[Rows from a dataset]
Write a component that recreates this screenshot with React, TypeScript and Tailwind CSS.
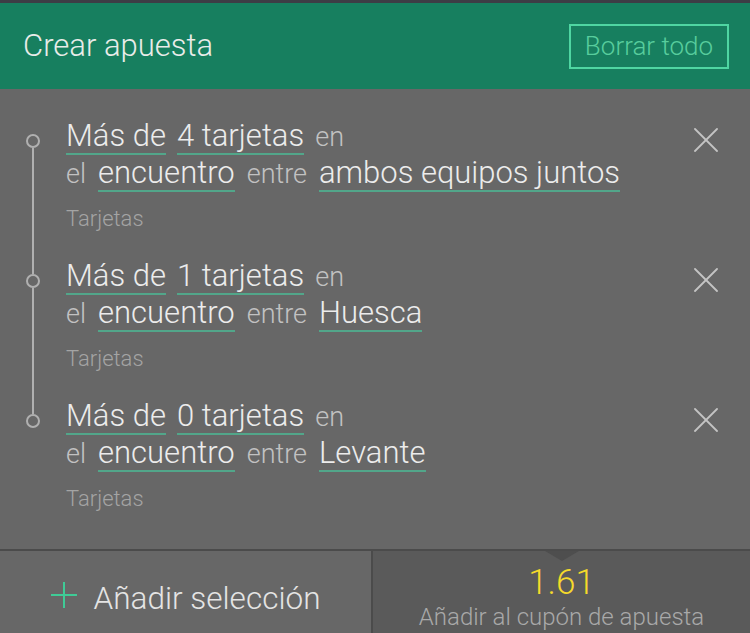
import React from "react";

type Selection = {
    count: string;
    team: string;
    market: string;
};

const selections: Selection[] = [
    { count: "4", team: "ambos equipos juntos", market: "Tarjetas" },
    { count: "1", team: "Huesca", market: "Tarjetas" },
    { count: "0", team: "Levante", market: "Tarjetas" },
];

const Pick = ({ children }: { children: React.ReactNode }) => (
    <span className="inline-block border-b-2 border-[#52a68a] text-[31px] leading-[35px] text-[#ececec]">
        {children}
    </span>
);

const Word = ({ children }: { children: React.ReactNode }) => (
    <span className="text-[27px] leading-[35px] text-[#c2c2c2]">{children}</span>
);

const CloseIcon = () => (
    <svg width="24" height="24" viewBox="0 0 24 24" fill="none" stroke="#c4c4c4" strokeWidth="1.8" strokeLinecap="round">
        <line x1="1" y1="1" x2="23" y2="23" />
        <line x1="23" y1="1" x2="1" y2="23" />
    </svg>
);

const SelectionRow = ({ sel, first, last }: { sel: Selection; first: boolean; last: boolean }) => (
    <div className="flex">
        {/* timeline */}
        <div className="w-[66px] flex flex-col items-center shrink-0">
            <div className={`w-[2px] h-[16px] ${first ? "" : "bg-[#b0b0b0]"}`} />
            <div className="w-[14px] h-[14px] rounded-full border-2 border-[#b0b0b0]" />
            <div className={`w-[2px] flex-1 ${last ? "" : "bg-[#b0b0b0]"}`} />
        </div>

        <div className="flex-1 pb-[25px]">
            <div className="flex items-baseline gap-x-[11px]">
                <Pick>Más de</Pick>
                <Pick>{sel.count} tarjetas</Pick>
                <Word>en</Word>
            </div>
            <div className="flex items-baseline gap-x-[12px]">
                <Word>el</Word>
                <Pick>encuentro</Pick>
                <Word>entre</Word>
                <Pick>{sel.team}</Pick>
            </div>
            <div className="mt-[13px] text-[22px] leading-[28px] text-[#a4a4a4]">{sel.market}</div>
        </div>

        <div className="pt-[10px] pr-[32px] shrink-0">
            <CloseIcon />
        </div>
    </div>
);

const App = () => {
    return (
        <div className="w-[750px] h-[633px] overflow-hidden bg-[#676767] font-light font-[family-name:Roboto,sans-serif]">
            <div className="h-[3px] bg-[#3d3c45]" />

            <div className="h-[86px] bg-[#177f5f] flex items-center justify-between pl-[23px] pr-[21px]">
                <span className="text-[31px] text-[#e9ece9]">Crear apuesta</span>
                <button className="w-[160px] h-[45px] border-2 border-[#4fd6a2] text-[26px] text-[#58cd9d] flex items-center justify-center">
                    Borrar todo
                </button>
            </div>

            <div className="h-[460px] pt-[29px]">
                {selections.map((s, i) => (
                    <SelectionRow key={i} sel={s} first={i === 0} last={i === selections.length - 1} />
                ))}
            </div>

            <div className="flex border-t-2 border-[#4b4b4b] h-[100px]">
                <div className="w-[373px] border-r-2 border-[#4b4b4b] bg-[#676767] flex items-start justify-center pt-[24px] gap-[17px]">
                    <svg width="26" height="26" viewBox="0 0 26 26" className="mt-[7px]" stroke="#3fcb96" strokeWidth="2">
                        <line x1="13" y1="0" x2="13" y2="26" />
                        <line x1="0" y1="13" x2="26" y2="13" />
                    </svg>
                    <span className="text-[31.5px] text-[#e4e4e4]">Añadir selección</span>
                </div>
                <div className="relative flex-1 bg-[#5a5a5a] flex flex-col items-center pt-[14px]">
                    <div className="absolute top-0 left-1/2 -translate-x-1/2 w-0 h-0 border-l-[17px] border-r-[17px] border-t-[10px] border-l-transparent border-r-transparent border-t-[#4e4e4e]" />
                    <span className="text-[35px] leading-[35px] text-[#f6da2b]">1.61</span>
                    <span className="mt-[5px] text-[24px] leading-[24px] text-[#a9a9a9]">Añadir al cupón de apuesta</span>
                </div>
            </div>
        </div>
    );
};

export default App;
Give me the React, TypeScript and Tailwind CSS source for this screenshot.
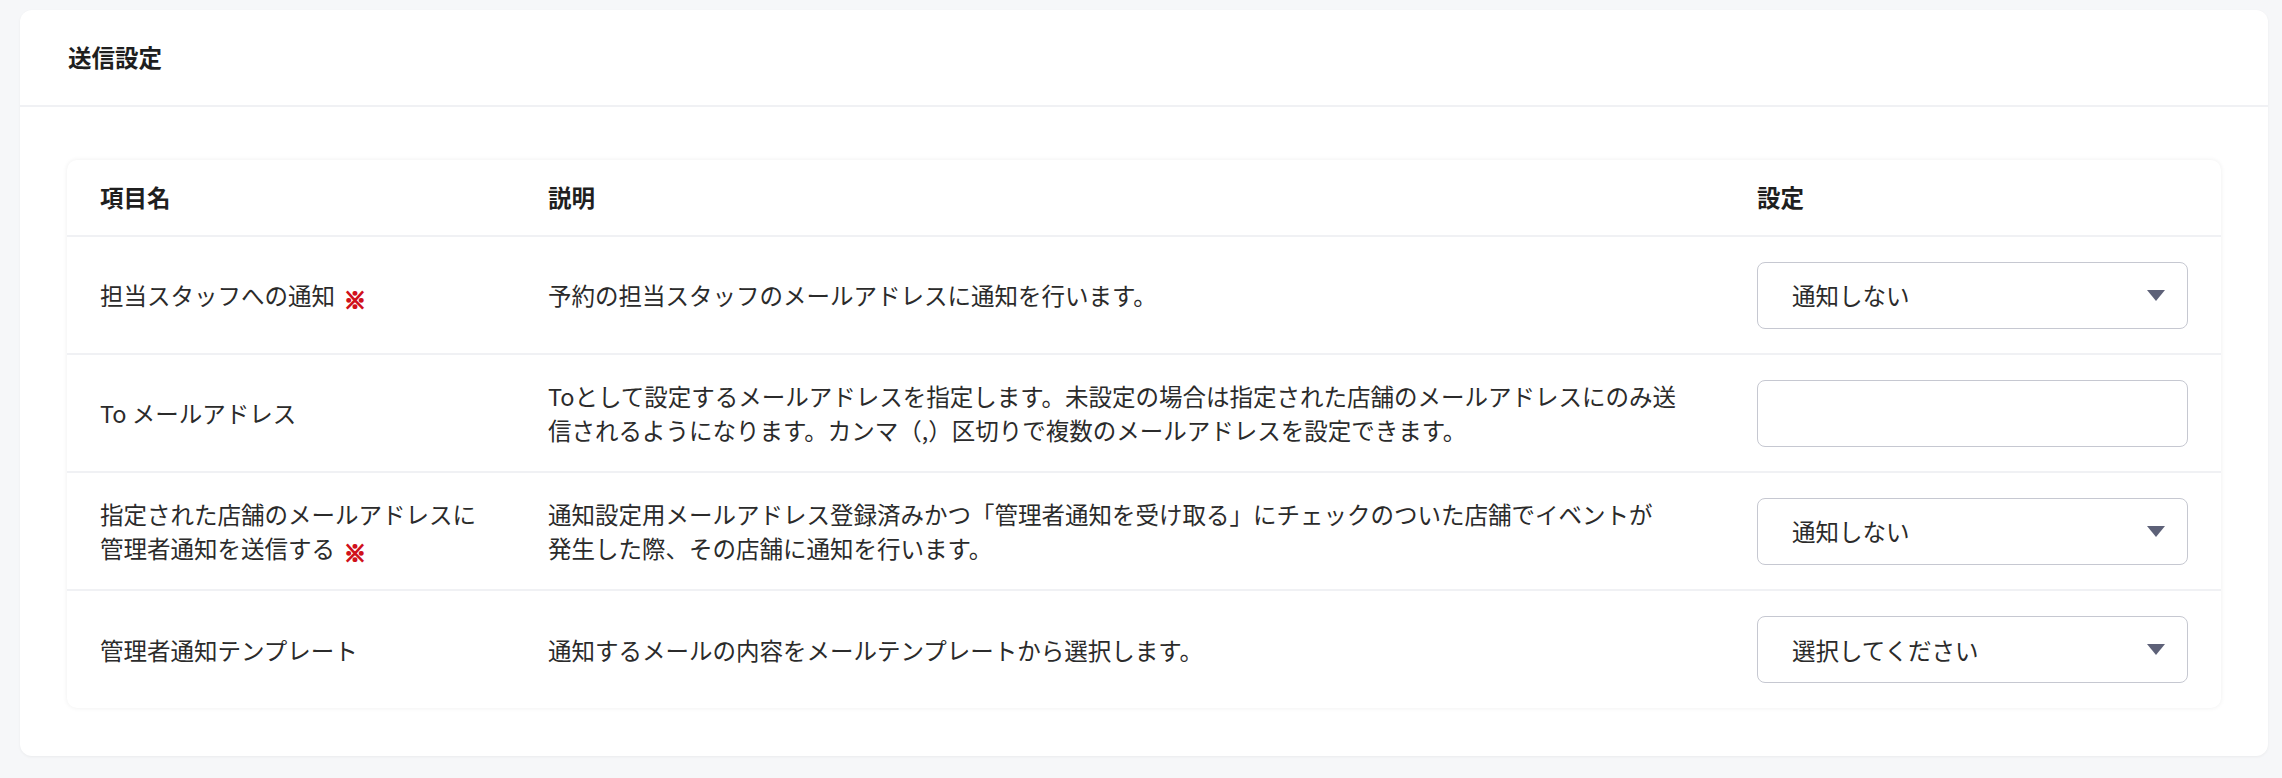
import React from "react";

const Caret = () => (
  <svg width="18" height="11" viewBox="0 0 18 11" className="shrink-0">
    <polygon points="0,0 18,0 9,11" fill="#5d6178" />
  </svg>
);

const Req = () => (
  <span className="ml-[9px] text-[22px] font-bold text-[#d0101b] [-webkit-text-stroke:1.6px_#d0101b] relative top-[3px] leading-none">※</span>
);

const Select = ({ value }: { value: string }) => (
  <div className="w-full h-[67px] rounded-[8px] border-[1.5px] border-[#c6c8d1] bg-white flex items-center justify-between pl-[34px] pr-[22px]">
    <span className="text-[23.5px] text-[#2b2b2b]">{value}</span>
    <Caret />
  </div>
);

const Input = () => (
  <div className="w-full h-[67px] rounded-[8px] border-[1.5px] border-[#c6c8d1] bg-white" />
);

type Row = { name: React.ReactNode; desc: React.ReactNode; control: React.ReactNode };

const rows: Row[] = [
  {
    name: (
      <>
        担当スタッフへの通知
        <Req />
      </>
    ),
    desc: <>予約の担当スタッフのメールアドレスに通知を行います。</>,
    control: <Select value="通知しない" />,
  },
  {
    name: <>To メールアドレス</>,
    desc: (
      <>
        Toとして設定するメールアドレスを指定します。未設定の場合は指定された店舗のメールアドレスにのみ送
        <br />
        信されるようになります。カンマ（,）区切りで複数のメールアドレスを設定できます。
      </>
    ),
    control: <Input />,
  },
  {
    name: (
      <>
        指定された店舗のメールアドレスに
        <br />
        管理者通知を送信する
        <Req />
      </>
    ),
    desc: (
      <>
        通知設定用メールアドレス登録済みかつ「管理者通知を受け取る」にチェックのついた店舗でイベントが
        <br />
        発生した際、その店舗に通知を行います。
      </>
    ),
    control: <Select value="通知しない" />,
  },
  {
    name: <>管理者通知テンプレート</>,
    desc: <>通知するメールの内容をメールテンプレートから選択します。</>,
    control: <Select value="選択してください" />,
  },
];

export default function App() {
  return (
    <div
      className="min-h-screen bg-[#f6f7f9] pt-[10px] pl-[20px] pr-[14px] pb-[22px] text-[#2b2b2b]"
      style={{ fontFamily: '"Noto Sans CJK JP", "Noto Sans", sans-serif' }}
    >
      <div className="bg-white rounded-[12px] shadow-[0_1px_3px_rgba(0,0,0,0.05)]">
        <div className="h-[97px] flex items-center px-[48px] border-b-2 border-[#f0f1f4]">
          <h2 className="text-[23.5px] font-bold text-[#1f1f1f]">送信設定</h2>
        </div>
        <div className="pt-[53px] px-[47px] pb-[48px]">
          <div className="rounded-[10px] bg-white shadow-[0_0_5px_rgba(0,0,0,0.07)]">
            <div className="grid grid-cols-[448px_1209px_1fr] h-[77px] border-b-2 border-[#f0f1f4] text-[23.5px] font-bold text-[#1f1f1f]">
              <div className="px-[33px] flex items-center">項目名</div>
              <div className="px-[33px] flex items-center">説明</div>
              <div className="px-[33px] flex items-center">設定</div>
            </div>
            {rows.map((r, i) => (
              <div
                key={i}
                className={
                  i < rows.length - 1
                    ? "grid grid-cols-[448px_1209px_1fr] h-[118px] border-b-2 border-[#f0f1f4] text-[23.5px] leading-[34px]"
                    : "grid grid-cols-[448px_1209px_1fr] h-[117px] text-[23.5px] leading-[34px]"
                }
              >
                <div className="px-[33px] flex items-center">
                  <div>{r.name}</div>
                </div>
                <div className="px-[33px] flex items-center">
                  <div className="whitespace-nowrap">{r.desc}</div>
                </div>
                <div className="px-[33px] flex items-center">{r.control}</div>
              </div>
            ))}
          </div>
        </div>
      </div>
    </div>
  );
}
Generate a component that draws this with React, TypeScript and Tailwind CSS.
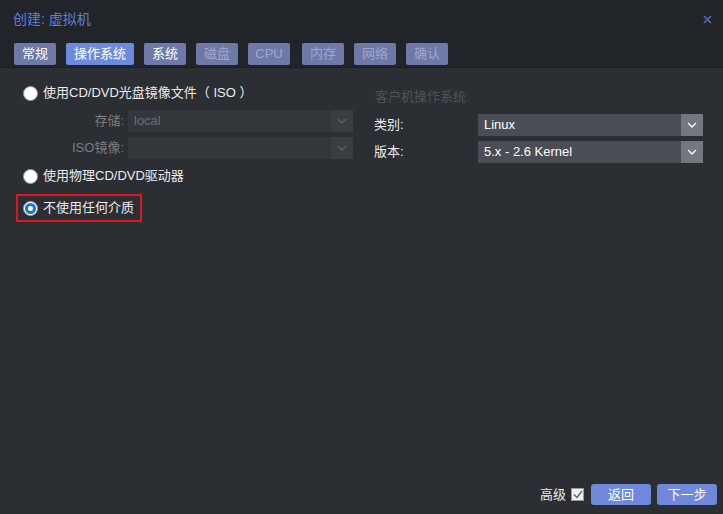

### TASK
Write the listing above out again exactly, dropping each image.

### RESULT OF THE EXERCISE
Write a component that recreates this screenshot with React, TypeScript and Tailwind CSS.
import React from "react";

type Selection = {
    count: string;
    team: string;
    market: string;
};

const selections: Selection[] = [
    { count: "4", team: "ambos equipos juntos", market: "Tarjetas" },
    { count: "1", team: "Huesca", market: "Tarjetas" },
    { count: "0", team: "Levante", market: "Tarjetas" },
];

const Pick = ({ children }: { children: React.ReactNode }) => (
    <span className="inline-block border-b-2 border-[#52a68a] text-[31px] leading-[35px] text-[#ececec]">
        {children}
    </span>
);

const Word = ({ children }: { children: React.ReactNode }) => (
    <span className="text-[27px] leading-[35px] text-[#c2c2c2]">{children}</span>
);

const CloseIcon = () => (
    <svg width="24" height="24" viewBox="0 0 24 24" fill="none" stroke="#c4c4c4" strokeWidth="1.8" strokeLinecap="round">
        <line x1="1" y1="1" x2="23" y2="23" />
        <line x1="23" y1="1" x2="1" y2="23" />
    </svg>
);

const SelectionRow = ({ sel, first, last }: { sel: Selection; first: boolean; last: boolean }) => (
    <div className="flex">
        {/* timeline */}
        <div className="w-[66px] flex flex-col items-center shrink-0">
            <div className={`w-[2px] h-[16px] ${first ? "" : "bg-[#b0b0b0]"}`} />
            <div className="w-[14px] h-[14px] rounded-full border-2 border-[#b0b0b0]" />
            <div className={`w-[2px] flex-1 ${last ? "" : "bg-[#b0b0b0]"}`} />
        </div>

        <div className="flex-1 pb-[25px]">
            <div className="flex items-baseline gap-x-[11px]">
                <Pick>Más de</Pick>
                <Pick>{sel.count} tarjetas</Pick>
                <Word>en</Word>
            </div>
            <div className="flex items-baseline gap-x-[12px]">
                <Word>el</Word>
                <Pick>encuentro</Pick>
                <Word>entre</Word>
                <Pick>{sel.team}</Pick>
            </div>
            <div className="mt-[13px] text-[22px] leading-[28px] text-[#a4a4a4]">{sel.market}</div>
        </div>

        <div className="pt-[10px] pr-[32px] shrink-0">
            <CloseIcon />
        </div>
    </div>
);

const App = () => {
    return (
        <div className="w-[750px] h-[633px] overflow-hidden bg-[#676767] font-light font-[family-name:Roboto,sans-serif]">
            <div className="h-[3px] bg-[#3d3c45]" />

            <div className="h-[86px] bg-[#177f5f] flex items-center justify-between pl-[23px] pr-[21px]">
                <span className="text-[31px] text-[#e9ece9]">Crear apuesta</span>
                <button className="w-[160px] h-[45px] border-2 border-[#4fd6a2] text-[26px] text-[#58cd9d] flex items-center justify-center">
                    Borrar todo
                </button>
            </div>

            <div className="h-[460px] pt-[29px]">
                {selections.map((s, i) => (
                    <SelectionRow key={i} sel={s} first={i === 0} last={i === selections.length - 1} />
                ))}
            </div>

            <div className="flex border-t-2 border-[#4b4b4b] h-[100px]">
                <div className="w-[373px] border-r-2 border-[#4b4b4b] bg-[#676767] flex items-start justify-center pt-[24px] gap-[17px]">
                    <svg width="26" height="26" viewBox="0 0 26 26" className="mt-[7px]" stroke="#3fcb96" strokeWidth="2">
                        <line x1="13" y1="0" x2="13" y2="26" />
                        <line x1="0" y1="13" x2="26" y2="13" />
                    </svg>
                    <span className="text-[31.5px] text-[#e4e4e4]">Añadir selección</span>
                </div>
                <div className="relative flex-1 bg-[#5a5a5a] flex flex-col items-center pt-[14px]">
                    <div className="absolute top-0 left-1/2 -translate-x-1/2 w-0 h-0 border-l-[17px] border-r-[17px] border-t-[10px] border-l-transparent border-r-transparent border-t-[#4e4e4e]" />
                    <span className="text-[35px] leading-[35px] text-[#f6da2b]">1.61</span>
                    <span className="mt-[5px] text-[24px] leading-[24px] text-[#a9a9a9]">Añadir al cupón de apuesta</span>
                </div>
            </div>
        </div>
    );
};

export default App;
Give me the React, TypeScript and Tailwind CSS source for this screenshot.
import React from "react";

const Caret = () => (
  <svg width="18" height="11" viewBox="0 0 18 11" className="shrink-0">
    <polygon points="0,0 18,0 9,11" fill="#5d6178" />
  </svg>
);

const Req = () => (
  <span className="ml-[9px] text-[22px] font-bold text-[#d0101b] [-webkit-text-stroke:1.6px_#d0101b] relative top-[3px] leading-none">※</span>
);

const Select = ({ value }: { value: string }) => (
  <div className="w-full h-[67px] rounded-[8px] border-[1.5px] border-[#c6c8d1] bg-white flex items-center justify-between pl-[34px] pr-[22px]">
    <span className="text-[23.5px] text-[#2b2b2b]">{value}</span>
    <Caret />
  </div>
);

const Input = () => (
  <div className="w-full h-[67px] rounded-[8px] border-[1.5px] border-[#c6c8d1] bg-white" />
);

type Row = { name: React.ReactNode; desc: React.ReactNode; control: React.ReactNode };

const rows: Row[] = [
  {
    name: (
      <>
        担当スタッフへの通知
        <Req />
      </>
    ),
    desc: <>予約の担当スタッフのメールアドレスに通知を行います。</>,
    control: <Select value="通知しない" />,
  },
  {
    name: <>To メールアドレス</>,
    desc: (
      <>
        Toとして設定するメールアドレスを指定します。未設定の場合は指定された店舗のメールアドレスにのみ送
        <br />
        信されるようになります。カンマ（,）区切りで複数のメールアドレスを設定できます。
      </>
    ),
    control: <Input />,
  },
  {
    name: (
      <>
        指定された店舗のメールアドレスに
        <br />
        管理者通知を送信する
        <Req />
      </>
    ),
    desc: (
      <>
        通知設定用メールアドレス登録済みかつ「管理者通知を受け取る」にチェックのついた店舗でイベントが
        <br />
        発生した際、その店舗に通知を行います。
      </>
    ),
    control: <Select value="通知しない" />,
  },
  {
    name: <>管理者通知テンプレート</>,
    desc: <>通知するメールの内容をメールテンプレートから選択します。</>,
    control: <Select value="選択してください" />,
  },
];

export default function App() {
  return (
    <div
      className="min-h-screen bg-[#f6f7f9] pt-[10px] pl-[20px] pr-[14px] pb-[22px] text-[#2b2b2b]"
      style={{ fontFamily: '"Noto Sans CJK JP", "Noto Sans", sans-serif' }}
    >
      <div className="bg-white rounded-[12px] shadow-[0_1px_3px_rgba(0,0,0,0.05)]">
        <div className="h-[97px] flex items-center px-[48px] border-b-2 border-[#f0f1f4]">
          <h2 className="text-[23.5px] font-bold text-[#1f1f1f]">送信設定</h2>
        </div>
        <div className="pt-[53px] px-[47px] pb-[48px]">
          <div className="rounded-[10px] bg-white shadow-[0_0_5px_rgba(0,0,0,0.07)]">
            <div className="grid grid-cols-[448px_1209px_1fr] h-[77px] border-b-2 border-[#f0f1f4] text-[23.5px] font-bold text-[#1f1f1f]">
              <div className="px-[33px] flex items-center">項目名</div>
              <div className="px-[33px] flex items-center">説明</div>
              <div className="px-[33px] flex items-center">設定</div>
            </div>
            {rows.map((r, i) => (
              <div
                key={i}
                className={
                  i < rows.length - 1
                    ? "grid grid-cols-[448px_1209px_1fr] h-[118px] border-b-2 border-[#f0f1f4] text-[23.5px] leading-[34px]"
                    : "grid grid-cols-[448px_1209px_1fr] h-[117px] text-[23.5px] leading-[34px]"
                }
              >
                <div className="px-[33px] flex items-center">
                  <div>{r.name}</div>
                </div>
                <div className="px-[33px] flex items-center">
                  <div className="whitespace-nowrap">{r.desc}</div>
                </div>
                <div className="px-[33px] flex items-center">{r.control}</div>
              </div>
            ))}
          </div>
        </div>
      </div>
    </div>
  );
}
Generate a component that draws this with React, TypeScript and Tailwind CSS.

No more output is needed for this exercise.